Let's return to the original question. Suppose we receive a speed boost $b$ from riding a moving walkway, so that $v = w + b$ where $w \ge 0$ is our walking speed. The boost $b$ does not affect the difficulty of walking—we're ignoring the small intervals of acceleration we experience when entering and exiting the walkway—so our penalty rate will be a function $p(w)$ of just $w.$ Applying the *fundamental theorem of airports*, the marginal utility of increasing $w$ will have the sign of
$(w + b)^{-1} - P(w).$
Let's make the reasonable assumption that the optimal walking speed will be the smallest non-negative value that makes this expression non-positive.

Is it ever rational to stop walking? This be will be the case exactly when the marginal utility above is non-positive at $w = 0,$ meaning $P(0) = \frac{p'(0)}{p(0)} \ge b ^{-1}.$ So, if $p'(0)$ is strictly positive, there will be a critical walkway velocity—specifically, $p(0)/p'(0)$—after which point it is rational to not expend any effort on walking. The same "critical velocity" effect will occur when there is a finite cost to moving at even an infinitesimal speed, as there would be for an individual resting against their suitcase.

What if $p'(0) = 0$? Then the optimal walking speed is always positive, but we expect it to converge to $0.$ Indeed, let's say that $p(w) \approx 1 + c w^2/2$ for small $w.$ Then we will have $P(w) \approx c w,$ and so the solution to $P(w) = (w + b)^{-1} \approx b^{-1}$ is $w \approx b ^{-1} / c$ for large $b$.
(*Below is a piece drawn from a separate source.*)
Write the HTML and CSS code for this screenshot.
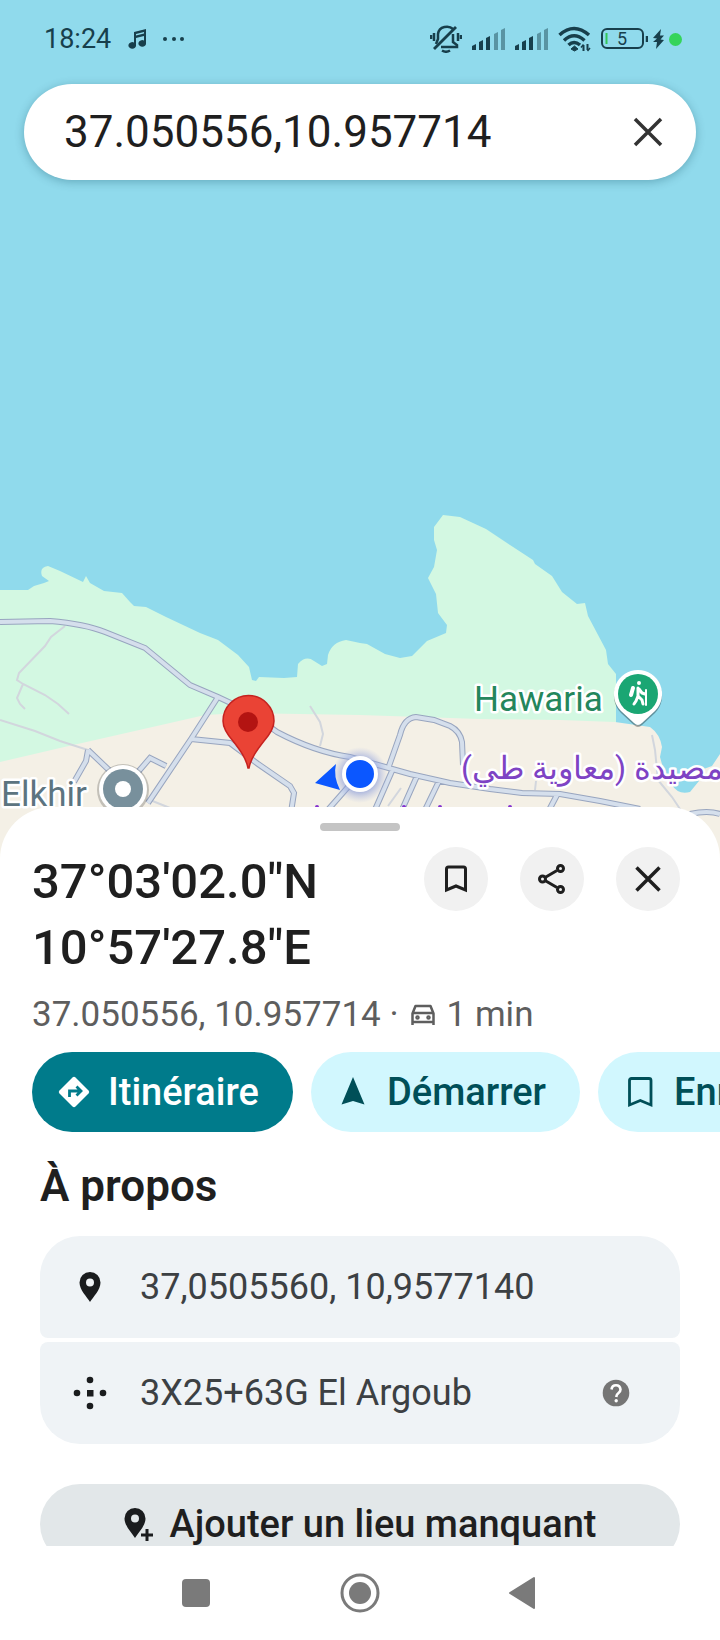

To get a feeling for this situation, drag the slider in the following widget to change the boost of a simulated walkway. The left graph shows the expressions $P(w)$ and $(w + b)^{-1}$ as functions of $w,$ and the right graphs shows the relationship between $b$ and the optimal walking speed $w.$ (The penalty function I'm using here is exactly of the form $p(w) = 1 + c w^2 / 2.$)

Although we see a lot of airport denizens supporting the "critical velocity" theory, I feel like $P'(0)$ may be large in comparison to $P(0)$ for some individuals, causing a decay of walking speed approximately proportional to $b^{-1}$ in practice.